A major focus in this project is the growth and processing of GaN nanowires for nanometrology and device applications. We have demonstrated that the GaN nanowires grown in our laboratory with catalyst-free molecular beam epitaxy (MBE) are strain-free, very low in chemical impurities and usually entirely free of structural defects.

These properties lead to high optical emission intensity, consistent doping behavior, and high mechanical resonance quality factors, all of which are needed for future technical applications that will surpass GaN thin films in performance. The nanowire architecture is also a framework for inventing new characterization tools and devices. A simple example is that the optical emission can be used to measure externally applied strain. Future devices will extend our work on nanowires-as-transistors and light emitters to include nanowire lasers, biosensor applications, near-field optical probes, oscillators for communications equipment, single-photon emitters and detectors, and integration of photonics with silicon circuitry.

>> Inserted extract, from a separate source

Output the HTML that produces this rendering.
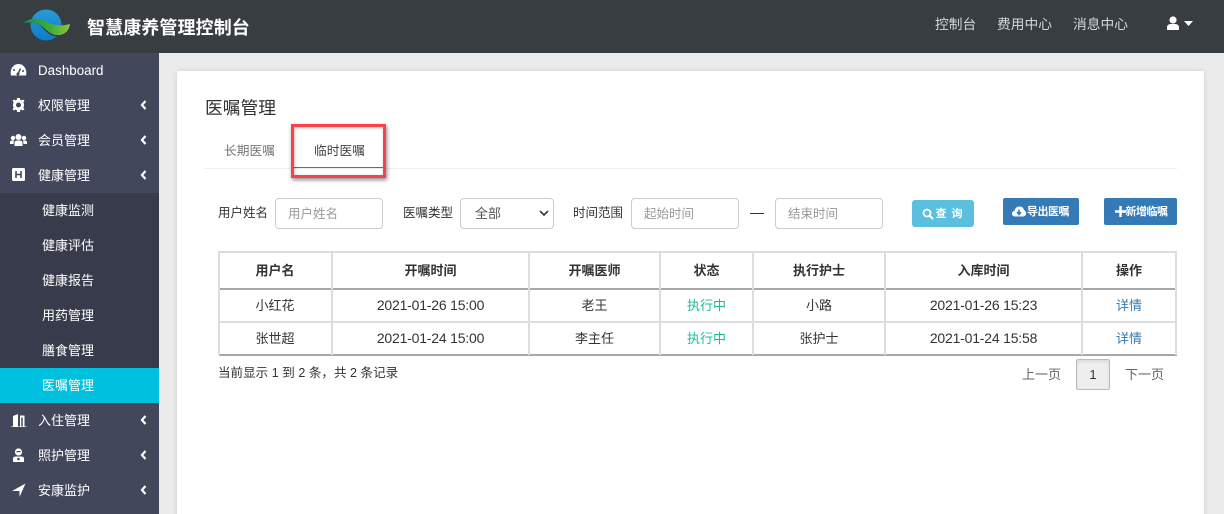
<!DOCTYPE html>
<html lang="zh">
<head>
<meta charset="utf-8">
<title>医嘱管理</title>
<style>
*{box-sizing:border-box}
html,body{margin:0;padding:0;width:1224px;height:514px;overflow:hidden;background:#ebebeb;font-family:"Liberation Sans","Noto Sans CJK SC",sans-serif;font-size:13px;color:#333}
#wrap{position:relative;width:1224px;height:514px;overflow:hidden;background:#ebebeb}
.a{position:absolute;white-space:nowrap}
#hd{position:absolute;left:0;top:0;width:1224px;height:53px;background:#383d41}
#sb{position:absolute;left:0;top:53px;width:159px;height:461px;background:#43475c}
#sub{position:absolute;left:0;top:193px;width:159px;height:210px;background:#373b4b}
#act{position:absolute;left:0;top:368px;width:159px;height:35px;background:#00c0e0}
.m{position:absolute;left:38px;color:#fff;font-size:13px;line-height:20px;white-space:nowrap}
.s{position:absolute;left:42px;color:#fff;font-size:13px;line-height:20px;white-space:nowrap}
.ic{position:absolute;left:10px;width:17px;height:14px}
.ch{position:absolute;left:140px;width:7px;height:10px}
#card{position:absolute;left:177px;top:71px;width:1027px;height:460px;background:#fff;box-shadow:0 0 5px rgba(0,0,0,.12)}
.inp{position:absolute;top:198px;height:31px;border:1px solid #ccc;border-radius:4px;background:#fff;color:#999;font-size:12.5px;line-height:30px;padding-left:12px;white-space:nowrap}
.lb{position:absolute;top:204px;font-size:12.5px;line-height:18px;color:#333;white-space:nowrap}
.btn{position:absolute;color:#fff;border-radius:2px;font-weight:bold;font-size:11px;text-align:center;white-space:nowrap}
.v{position:absolute;top:251px;width:2px;height:104px;background:#ddd}
.h{position:absolute;left:219px;width:958px;height:2px;background:#ddd}
.c{position:absolute;text-align:center;font-size:13px;line-height:20px;white-space:nowrap;color:#333}
.th{font-weight:bold;top:261px}
.d{font-size:14px;letter-spacing:-.2px}
</style>
</head>
<body>
<div id="wrap">
<div id="hd"></div>
<svg class="a" style="left:22px;top:9px" width="50" height="34" viewBox="0 0 50 34">
  <defs>
    <linearGradient id="bl" x1="0" y1="0" x2="0" y2="1"><stop offset="0" stop-color="#2a9bd6"/><stop offset="1" stop-color="#0f7cc4"/></linearGradient>
    <linearGradient id="gr" x1="0" y1="0" x2="1" y2="0"><stop offset="0" stop-color="#1c8a58"/><stop offset=".6" stop-color="#3fae3c"/><stop offset="1" stop-color="#8cc63f"/></linearGradient>
  </defs>
  <circle cx="24" cy="16" r="15.5" fill="url(#bl)"/>
  <path d="M1 14C9 9 17 9 24 13C31 17 40 18 48 15C47 24 40 29 32 27C24 25 22 19 16 15C11 13 6 13 1 14Z" fill="#383d41"/>
  <path d="M1 14C9 8 18 9 25 13C32 17 41 17 48 15C47 23 41 27 34 26C26 25 23 18 16 15C11 13 6 13 1 14Z" fill="url(#gr)"/>
</svg>
<div class="a" style="left:87px;top:15px;font-size:18px;letter-spacing:.1px;line-height:26px;font-weight:bold;color:#fff">智慧康养管理控制台</div>
<div class="a" style="left:935px;top:15px;font-size:13.75px;line-height:20px;color:#d4d7d8">控制台</div>
<div class="a" style="left:997px;top:15px;font-size:13.75px;line-height:20px;color:#d4d7d8">费用中心</div>
<div class="a" style="left:1073px;top:15px;font-size:13.75px;line-height:20px;color:#d4d7d8">消息中心</div>
<svg class="a" style="left:1166px;top:16px" width="28" height="15" viewBox="0 0 28 15">
  <circle cx="7" cy="4" r="3.6" fill="#fff"/>
  <path d="M1 14V11.5C1 9 3 8 4.5 8H9.5C11 8 13 9 13 11.500V14Z" fill="#fff"/>
  <path d="M18 5H27L22.500 10Z" fill="#fff"/>
</svg>

<div id="sb"></div>
<div id="sub"></div>
<div id="act"></div>

<svg class="ic" style="top:63px" viewBox="0 0 17 14"><path d="M1 12.500C-.5 6 3.500 1 8.500 1S17.500 6 16 12.500Z" fill="#fff"/><path d="M8 11L10.500 5.500" stroke="#43475c" stroke-width="1.500"/><circle cx="8" cy="11" r="1.500" fill="#43475c"/><circle cx="4" cy="7" r="1" fill="#43475c"/><circle cx="13" cy="8" r="1" fill="#43475c"/></svg>
<div class="m" style="top:61px;font-size:13.400px">Dashboard</div>

<svg class="ic" style="top:98px" viewBox="0 0 17 14"><circle cx="8.500" cy="7" r="4" fill="none" stroke="#fff" stroke-width="3"/><path d="M7 0H10V3H7ZM7 11H10V14H7ZM2.500 2.500L4.500 1.500L6 3.500L4 5ZM12.500 1.500L14.500 2.500L13 5L11 3.500ZM2.500 11.500L4 9L6 10.500L4.500 12.500ZM13 9L14.500 11.500L12.500 12.500L11 10.500Z" fill="#fff"/></svg>
<div class="m" style="top:96px">权限管理</div>
<svg class="ch" style="top:100px" viewBox="0 0 7 10"><path d="M5.500 1L2 5L5.500 9" fill="none" stroke="#fff" stroke-width="2.200"/></svg>

<svg class="ic" style="top:133px" viewBox="0 0 17 14"><circle cx="8.500" cy="4" r="3" fill="#fff"/><circle cx="3" cy="5" r="2.200" fill="#fff"/><circle cx="14" cy="5" r="2.200" fill="#fff"/><path d="M4.500 13V10C4.500 8 6 7.500 7 7.500H10C11 7.500 12.500 8 12.500 10V13Z" fill="#fff"/><path d="M0 11V9C0 8 1 7.500 2 7.500H4L3.500 11ZM17 11V9C17 8 16 7.500 15 7.500H13L13.500 11Z" fill="#fff"/></svg>
<div class="m" style="top:131px">会员管理</div>
<svg class="ch" style="top:135px" viewBox="0 0 7 10"><path d="M5.500 1L2 5L5.500 9" fill="none" stroke="#fff" stroke-width="2.200"/></svg>

<svg class="ic" style="top:168px;left:12px;width:13px;height:13px" viewBox="0 0 13 13"><rect width="13" height="13" rx="1.500" fill="#fff"/><path d="M4 3V10M9 3V10M4 6.500H9" stroke="#43475c" stroke-width="1.600" fill="none"/></svg>
<div class="m" style="top:166px">健康管理</div>
<svg class="ch" style="top:170px" viewBox="0 0 7 10"><path d="M5.500 1L2 5L5.500 9" fill="none" stroke="#fff" stroke-width="2.200"/></svg>

<div class="s" style="top:201px">健康监测</div>
<div class="s" style="top:236px">健康评估</div>
<div class="s" style="top:271px">健康报告</div>
<div class="s" style="top:306px">用药管理</div>
<div class="s" style="top:341px">膳食管理</div>
<div class="s" style="top:376px">医嘱管理</div>

<svg class="ic" style="top:413px" viewBox="0 0 17 14"><path d="M1 13.500H3V3L8 1V13.500H10V2.500H14.500V13.500H16.500V14H1Z" fill="#fff"/><path d="M12 4.500V13.500" stroke="#43475c" stroke-width="1.500"/></svg>
<div class="m" style="top:411px">入住管理</div>
<svg class="ch" style="top:415px" viewBox="0 0 7 10"><path d="M5.500 1L2 5L5.500 9" fill="none" stroke="#fff" stroke-width="2.200"/></svg>

<svg class="ic" style="top:448px" viewBox="0 0 17 14"><circle cx="8.500" cy="4" r="3.600" fill="#fff"/><path d="M3 14V10.500C3 9 4.500 8.500 6 8.500H11C12.500 8.500 14 9 14 10.500V14Z" fill="#fff"/><circle cx="8.500" cy="11" r="1.300" fill="#43475c"/><rect x="6.500" y="3" width="4" height="1.200" fill="#43475c"/></svg>
<div class="m" style="top:446px">照护管理</div>
<svg class="ch" style="top:450px" viewBox="0 0 7 10"><path d="M5.500 1L2 5L5.500 9" fill="none" stroke="#fff" stroke-width="2.200"/></svg>

<svg class="ic" style="top:483px" viewBox="0 0 17 14"><path d="M15.500 .5L9.500 14V8H2Z" fill="#fff"/></svg>
<div class="m" style="top:481px">安康监护</div>
<svg class="ch" style="top:485px" viewBox="0 0 7 10"><path d="M5.500 1L2 5L5.500 9" fill="none" stroke="#fff" stroke-width="2.200"/></svg>

<div id="card"></div>
<div class="a" style="left:205px;top:96px;font-size:17.750px;line-height:25px;color:#333">医嘱管理</div>
<div class="a" style="left:204px;top:168px;width:973px;height:1px;background:#eee"></div>
<div class="a" style="left:224px;top:142px;font-size:12.750px;line-height:18px;color:#777">长期医嘱</div>
<div class="a" style="left:314px;top:142px;font-size:12.750px;line-height:18px;color:#444">临时医嘱</div>
<div class="a" style="left:294px;top:167px;width:90px;height:1px;background:#337ab7"></div>
<div class="a" style="left:291px;top:124px;width:95px;height:54px;border:3px solid #f4444a;box-shadow:1px 2px 4px rgba(0,0,0,.45),inset 1px 1px 3px rgba(0,0,0,.25)"></div>

<div class="lb" style="left:218px">用户姓名</div>
<div class="inp" style="left:275px;width:108px">用户姓名</div>
<div class="lb" style="left:403px">医嘱类型</div>
<div class="inp" style="left:460px;width:94px;color:#555;padding-left:14px;font-size:13px">全部</div>
<svg class="a" style="left:539px;top:210px" width="10" height="7" viewBox="0 0 10 7"><path d="M1 1L5 5L9 1" fill="none" stroke="#444" stroke-width="1.800"/></svg>
<div class="lb" style="left:573px">时间范围</div>
<div class="inp" style="left:631px;width:108px">起始时间</div>
<div class="a" style="left:750px;top:213px;width:14px;height:1px;background:#333"></div>
<div class="inp" style="left:775px;width:108px">结束时间</div>

<div class="btn" style="left:912px;top:200px;width:62px;height:27px;line-height:29px;background:#5bc0de;border-radius:3px;padding-left:13px;letter-spacing:1px">查 询</div>
<svg class="a" style="left:922px;top:208px" width="12" height="12" viewBox="0 0 12 12"><circle cx="5" cy="5" r="3.500" fill="none" stroke="#fff" stroke-width="1.800"/><path d="M7.500 7.500L11 11" stroke="#fff" stroke-width="2.200"/></svg>

<div class="btn" style="left:1003px;top:198px;width:76px;height:27px;line-height:29px;background:#337ab7;padding-left:14px;letter-spacing:-.5px">导出医嘱</div>
<svg class="a" style="left:1012px;top:206px" width="14" height="11" viewBox="0 0 14 11"><path d="M3.500 10.500C1.500 10.500 0 9.500 0 7.500C0 6 1 5 2.500 4.800C3 2 5 .5 7.500 .5C10 .5 11.500 2 12 4C13.500 4.500 14 6 14 7.500C14 9.500 12.500 10.500 10.500 10.500Z" fill="#fff"/><path d="M7 3.500V7.500M5 6L7 8.500L9 6" fill="none" stroke="#337ab7" stroke-width="1.500"/></svg>

<div class="btn" style="left:1104px;top:198px;width:73px;height:27px;line-height:29px;background:#337ab7;padding-left:12px;letter-spacing:-.5px">新增临嘱</div>
<svg class="a" style="left:1115px;top:206px" width="11" height="11" viewBox="0 0 11 11"><path d="M5.500 0V11M0 5.500H11" stroke="#fff" stroke-width="2.400"/></svg>

<div class="h" style="top:251px"></div>
<div class="h" style="top:288px;height:2px;background:#a8a8a8"></div>
<div class="h" style="top:321px"></div>
<div class="h" style="top:354px;height:2px;background:#a8a8a8"></div>
<div class="v" style="left:218px"></div>
<div class="v" style="left:331px"></div>
<div class="v" style="left:528px"></div>
<div class="v" style="left:659px"></div>
<div class="v" style="left:752px"></div>
<div class="v" style="left:884px"></div>
<div class="v" style="left:1081px"></div>
<div class="v" style="left:1175px"></div>

<div class="c th" style="left:219px;width:112px">用户名</div>
<div class="c th" style="left:333px;width:195px">开嘱时间</div>
<div class="c th" style="left:530px;width:129px">开嘱医师</div>
<div class="c th" style="left:661px;width:91px">状态</div>
<div class="c th" style="left:754px;width:130px">执行护士</div>
<div class="c th" style="left:886px;width:195px">入库时间</div>
<div class="c th" style="left:1083px;width:92px">操作</div>

<div class="c" style="left:219px;width:112px;top:296px">小红花</div>
<div class="c d" style="left:333px;width:195px;top:295px">2021-01-26 15:00</div>
<div class="c" style="left:530px;width:129px;top:296px">老王</div>
<div class="c" style="left:661px;width:91px;top:296px;color:#1abc9c">执行中</div>
<div class="c" style="left:754px;width:130px;top:296px">小路</div>
<div class="c d" style="left:886px;width:195px;top:295px">2021-01-26 15:23</div>
<div class="c" style="left:1083px;width:92px;top:296px;color:#337ab7">详情</div>

<div class="c" style="left:219px;width:112px;top:329px">张世超</div>
<div class="c d" style="left:333px;width:195px;top:328px">2021-01-24 15:00</div>
<div class="c" style="left:530px;width:129px;top:329px">李主任</div>
<div class="c" style="left:661px;width:91px;top:329px;color:#1abc9c">执行中</div>
<div class="c" style="left:754px;width:130px;top:329px">张护士</div>
<div class="c d" style="left:886px;width:195px;top:328px">2021-01-24 15:58</div>
<div class="c" style="left:1083px;width:92px;top:329px;color:#337ab7">详情</div>

<div class="a" style="left:218px;top:363px;font-size:12.500px;line-height:20px;letter-spacing:.05px;color:#333">当前显示 1 到 2 条，共 2 条记录</div>
<div class="a" style="left:1022px;top:365px;font-size:13px;line-height:20px;color:#666">上一页</div>
<div class="a" style="left:1076px;top:359px;width:34px;height:31px;border:1px solid #bbb;border-radius:2px;background:#eee;text-align:center;line-height:29px;font-size:13px;color:#333;box-shadow:inset 0 2px 3px rgba(0,0,0,.08)">1</div>
<div class="a" style="left:1125px;top:365px;font-size:13px;line-height:20px;color:#666">下一页</div>
</div>
</body>
</html>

The scientific understanding needed to engineer these devices will make use of our basic research in quantum dot and nanowire nucleation and growth mechanisms, including the role of strain in nanostructures. This project supports manufacturing of compound semiconductor devices with the world’s only composition standards for these materials. We also lead a cavity ringdown spectroscopy program that focuses on direct measurement of impurities in the source gases used in compound semiconductor manufacturing. We have achieved sensitivity below 50 nmol mol-1 for water in arsine and below 10 nmol mol-1 for water in phosphine.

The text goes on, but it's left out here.